Es sind weniger die Chemieanlagen, Abwasserrohre und Schornsteine der Industrie, die gefährlich sind. Heute sind es zum Teil ganz alltägliche Produkte, die ganz legal verkauft werden, die aber voller Chemikalien sind, die wir nicht kennen, oder gefährliche Stoffe, die nicht reglementiert werden. Das sind tickende Zeitbomben.
Gibt es eine Verlagerung der Risiken zu anderen Bereichen?
Es gibt ja immer wieder die Chemieprobleme bei Lebensmitteln, etwa bei Dioxin in Hühnchen. Das erscheint aber als Problem der Lebensmittelindustrie und nicht als Problem der Chemieindustrie.
Früher hieß es, Seveso sei überall. Stimmt das noch?
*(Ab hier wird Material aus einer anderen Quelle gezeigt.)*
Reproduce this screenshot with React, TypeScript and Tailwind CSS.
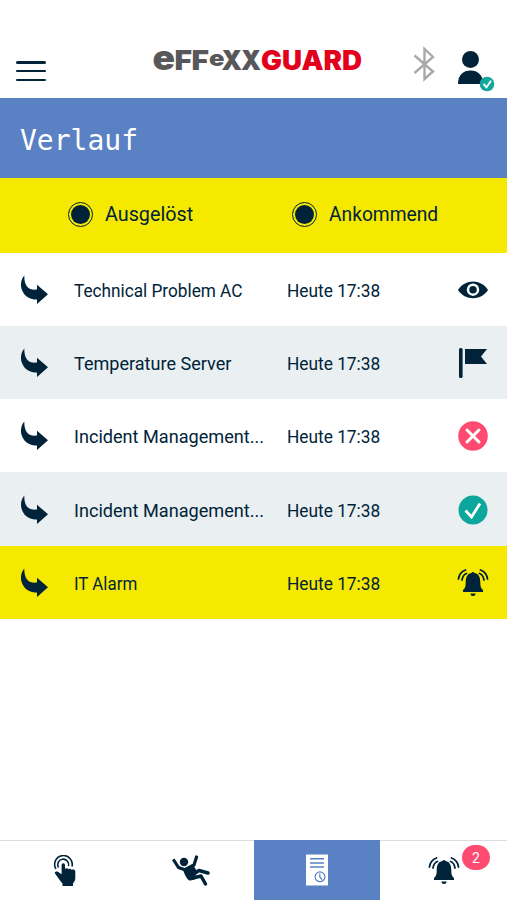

Das „Überall“ hat sich sogar noch ausgedehnt, wenn man so will, hin zu einem globalen Problem. Vor 25 Jahren war die Chemieindustrie mit ihren Umweltauswirkungen auf die OECD-Staaten konzentriert. Heute ist die Chemieindustrie eine der am weitesten globalisierten Industriezweige. Die Regionen, die uns am meisten Sorgen machen, sind heute etwa Indien, Indonesien oder China. Da gibt es jetzt etwa die Dioxinskandale, die wir bei uns abgehakt haben. Seveso droht sich also zu globaliseren.